2. Deployment Pipelines

Using Docker for Deployment

  • The Dockerfile ensures consistent execution environments across development and production.
  • CI/CD pipelines can automate building and pushing Docker images.

Transitioning from POCs to Production

1. Modular Design

Separation of Concerns

Organizing code into reusable modules (src/) and structuring data (data/) by processing stages ensures scalability and maintainability.


2. Collaboration Readiness

Documentation in docs/ and README.md enables seamless handoffs between teams and stakeholders.

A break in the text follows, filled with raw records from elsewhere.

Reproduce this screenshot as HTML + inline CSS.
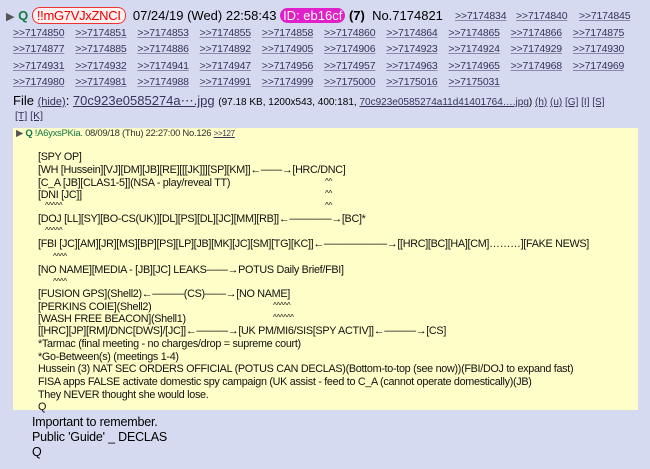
<!DOCTYPE html>
<html><head><meta charset="utf-8"><style>
body{margin:0;background:#d6daf0;width:650px;height:469px;overflow:hidden;font-family:"Liberation Sans",Arial,sans-serif;color:#000;position:relative}
.a{position:absolute;white-space:nowrap}
.l{font-size:10.5px;color:#34345c;text-decoration:underline;text-decoration-color:#8888aa;letter-spacing:-0.2px}
.img{position:absolute;left:13px;top:128px;width:625px;height:282px;background:#fefec8}
.t{position:absolute;left:25px;font-size:10.8px;white-space:nowrap;color:#111;letter-spacing:-0.3px}
</style></head><body>
<div class="a" style="left:6px;top:8px;font-size:13px;">
<span style="color:#555;font-size:11px">▶</span> <b style="color:#117743">Q</b> <span style="color:#e00;border:1px solid #e33;border-radius:8px;padding:0 4px;background:#fff0f0;letter-spacing:-0.3px">!!mG7VJxZNCI</span>&nbsp; 07/24/19 (Wed) 22:58:43 <span style="background:#e020c8;color:#fff;border-radius:8px;padding:0 3px">ID: eb16cf</span> <b>(7)</b>&nbsp; No.7174821</div>
<div id="links"></div>
<div class="a" style="left:13px;top:93px;font-size:13px">File <span style="font-size:11px;color:#34345c;text-decoration:underline">(hide)</span>: <span style="color:#34345c;text-decoration:underline">70c923e0585274a⋯.jpg</span> <span style="font-size:10px">(97.18 KB, 1200x543, 400:181, <u style="color:#34345c">70c923e0585274a11d41401764….jpg</u>) <u style="color:#34345c">(h)</u> <u style="color:#34345c">(u)</u> <u style="color:#34345c">[G]</u> <u style="color:#34345c">[I]</u> <u style="color:#34345c">[S]</u></span></div>
<div class="a" style="left:15px;top:110px;font-size:10.5px;color:#34345c"><u>[T]</u> <u>[K]</u></div>
<div class="img">
<div class="t" style="left:3px;top:0px;font-size:9.5px;color:#117743"><span style="color:#555">▶</span> <b>Q</b> !A6yxsPKia. <span style="color:#333">08/09/18 (Thu) 22:27:00 No.126 <u style="color:#34345c;font-size:8px">&gt;&gt;127</u></span></div>
<div class="t" style="top:23px">[SPY OP]</div>
<div class="t" style="top:36px">[WH [Hussein][VJ][DM][JB][RE][[[JK]]][SP][KM]]←——→[HRC/DNC]</div>
<div class="t" style="top:49px">[C_A [JB][CLAS1-5]](NSA - play/reveal TT)<span style="position:absolute;left:287px;font-size:8px">^^</span></div>
<div class="t" style="top:61px">[DNI [JC]]<span style="position:absolute;left:287px;font-size:8px">^^</span></div>
<div class="t" style="top:73px;left:32px;font-size:8px">^^^^^<span style="position:absolute;left:280px">^^</span></div>
<div class="t" style="top:85px">[DOJ [LL][SY][BO-CS(UK)][DL][PS][DL][JC][MM][RB]]←————→[BC]*</div>
<div class="t" style="top:98px;left:32px;font-size:8px">^^^^^</div>
<div class="t" style="top:110px">[FBI [JC][AM][JR][MS][BP][PS][LP][JB][MK][JC][SM][TG][KC]]←——————→[[HRC][BC][HA][CM]………][FAKE NEWS]</div>
<div class="t" style="top:124px;left:40px;font-size:8px">^^^^</div>
<div class="t" style="top:136px">[NO NAME][MEDIA - [JB][JC] LEAKS——→POTUS Daily Brief/FBI]</div>
<div class="t" style="top:149px;left:40px;font-size:8px">^^^^</div>
<div class="t" style="top:160px">[FUSION GPS](Shell2)←———(CS)——→[NO NAME]</div>
<div class="t" style="top:173px">[PERKINS COIE](Shell2)<span style="position:absolute;left:235px;font-size:8px">^^^^^</span></div>
<div class="t" style="top:185px">[WASH FREE BEACON](Shell1)<span style="position:absolute;left:235px;font-size:8px">^^^^^^</span></div>
<div class="t" style="top:197px">[[HRC][JP][RM]/DNC[DWS]/[JC]]←———→[UK PM/MI6/SIS[SPY ACTIV]]←———→[CS]</div>
<div class="t" style="top:210px">*Tarmac (final meeting - no charges/drop = supreme court)</div>
<div class="t" style="top:223px">*Go-Between(s) (meetings 1-4)</div>
<div class="t" style="top:235px">Hussein (3) NAT SEC ORDERS OFFICIAL (POTUS CAN DECLAS)(Bottom-to-top (see now))(FBI/DOJ to expand fast)</div>
<div class="t" style="top:248px">FISA apps FALSE activate domestic spy campaign (UK assist - feed to C_A (cannot operate domestically)(JB)</div>
<div class="t" style="top:261px">They NEVER thought she would lose.</div>
<div class="t" style="top:273px">Q</div>
</div>
<div class="a" style="left:32px;top:415px;font-size:12.5px;line-height:15px;letter-spacing:-0.2px">Important to remember.<br>Public 'Guide' _ DECLAS<br>Q</div>
<script>
var first=[[455,"7174834"],[516,"7174840"],[579,"7174845"]];
var rows=[
["7174850","7174851","7174853","7174855","7174858","7174860","7174864","7174865","7174866","7174875"],
["7174877","7174885","7174886","7174892","7174905","7174906","7174923","7174924","7174929","7174930"],
["7174931","7174932","7174941","7174947","7174956","7174957","7174963","7174965","7174968","7174969"],
["7174980","7174981","7174988","7174991","7174999","7175000","7175016","7175031"]];
var h="";
first.forEach(function(p){h+='<div class="a l" style="left:'+p[0]+'px;top:10px">&gt;&gt;'+p[1]+'</div>';});
for(var r=0;r<4;r++)rows[r].forEach(function(n,i){h+='<div class="a l" style="left:'+(13+i*62.2)+'px;top:'+(27+r*16.3)+'px">&gt;&gt;'+n+'</div>';});
document.getElementById('links').innerHTML=h;
</script>
</body></html>
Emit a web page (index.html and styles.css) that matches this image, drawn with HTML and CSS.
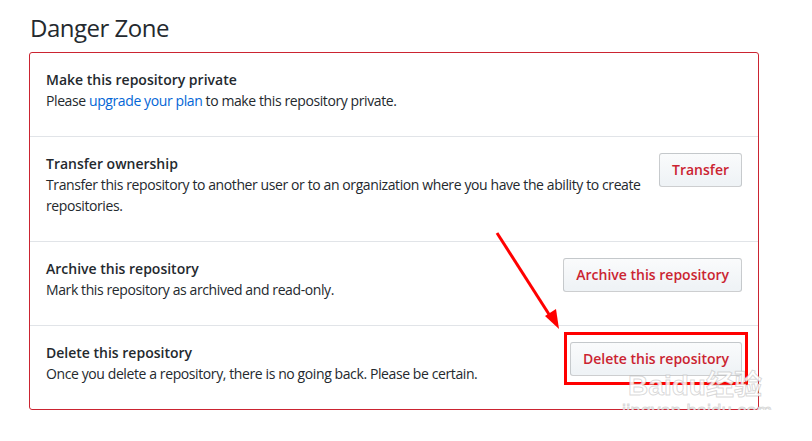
FILE: index.html
```html
<!DOCTYPE html>
<html>
<head>
    <meta charset="utf-8">
    <title>Danger Zone</title>
    <link rel="stylesheet" href="styles.css">
</head>
<body>

    <div class="page">
        <h2 class="subhead">Danger Zone</h2>

        <div class="danger-box">
            <div class="box-row">
                <strong class="row-title">Make this repository private</strong>
                <p class="row-desc">Please <a href="#">upgrade your plan</a> to make this repository private.</p>
            </div>

            <div class="box-row">
                <button class="btn-danger">Transfer</button>
                <strong class="row-title">Transfer ownership</strong>
                <p class="row-desc">Transfer this repository to another user or to an organization where you have the ability to create repositories.</p>
            </div>

            <div class="box-row">
                <button class="btn-danger">Archive this repository</button>
                <strong class="row-title">Archive this repository</strong>
                <p class="row-desc">Mark this repository as archived and read-only.</p>
            </div>

            <div class="box-row">
                <span class="highlight">
                    <button class="btn-danger">Delete this repository</button>
                </span>
                <strong class="row-title">Delete this repository</strong>
                <p class="row-desc">Once you delete a repository, there is no going back. Please be certain.</p>
            </div>
        </div>
    </div>

    <!-- annotation arrow -->
    <svg class="arrow" width="812" height="441" viewBox="0 0 812 441">
        <line x1="497" y1="233" x2="552" y2="319" stroke="#ff0000" stroke-width="3"/>
        <polygon points="559,329 545,316 556,309" fill="#ff0000"/>
    </svg>

    <!-- watermark -->
    <div class="watermark">
        <div class="wm-logo">Baidu经验</div>
        <div class="wm-url">jingyan.baidu.com</div>
    </div>

</body>
</html>
```

FILE: styles.css
```css
* {
    margin: 0;
    padding: 0;
    box-sizing: border-box;
}

body {
    font-family: "Open Sans", "Noto Sans", Arial, sans-serif;
    font-size: 14px;
    line-height: 1.5;
    color: #24292e;
    background: #fff;
    position: relative;
}

.page {
    width: 759px;
    padding: 13px 0 0 29px;
}

.subhead {
    font-size: 24px;
    font-weight: 400;
    line-height: 1.25;
    letter-spacing: -0.5px;
    padding-left: 1px;
    margin-bottom: 9px;
}

.danger-box {
    border: 1px solid #cb2431;
    border-radius: 3px;
}

.box-row {
    padding: 16px 16px 25px;
    border-top: 1px solid #e1e4e8;
}

.box-row:first-child {
    border-top: none;
}

.row-title {
    display: block;
    font-weight: 600;
}

.row-desc {
    padding-right: 90px;
    letter-spacing: -0.4px;
}

.row-desc a {
    color: #0366d6;
    text-decoration: none;
}

.btn-danger {
    float: right;
    font-family: inherit;
    font-size: 14px;
    font-weight: 600;
    line-height: 20px;
    padding: 6px 12px;
    color: #cb2431;
    background: linear-gradient(-180deg, #fafbfc 0%, #eff3f6 90%);
    border: 1px solid rgba(27,31,35,0.2);
    border-radius: 3px;
    cursor: pointer;
}

.highlight {
    float: right;
    margin: -10px -6px 0 0;
    padding: 7px 3px 6px;
    border: 3px solid #ff0000;
}

.arrow {
    position: absolute;
    top: 0;
    left: 0;
    pointer-events: none;
}

.watermark {
    position: absolute;
    left: 622px;
    top: 372px;
    width: 146px;
    color: rgba(255,255,255,0.85);
    -webkit-text-stroke: 1px rgba(170,170,170,0.45);
    pointer-events: none;
    text-align: center;
}

.wm-logo {
    font-family: "Liberation Sans", "Noto Sans CJK SC", sans-serif;
    font-size: 28px;
    font-weight: 700;
    line-height: 28px;
}

.wm-url {
    font-family: "Liberation Sans", sans-serif;
    font-size: 18px;
    line-height: 22px;
    letter-spacing: 0.3px;
}
```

Documentation Tools: MkDocs

What is MkDocs?

MkDocs converts Markdown files (e.g., in docs/) into professional static documentation sites.


Benefits of MkDocs

  • Centralized Documentation: Consolidates all guides and references.
  • Ease of Use: Markdown-based editing simplifies updates.
  • Live Preview: View changes locally during development.

Key Takeaways

  • Automate testing, deployment, and documentation workflows for robust CI/CD integration.
  • Modularize code and document comprehensively for a seamless transition from POCs to production.
  • Leverage MkDocs for high-quality, accessible project documentation.

Next Steps: Implement CI/CD pipelines and explore MkDocs for your project documentation.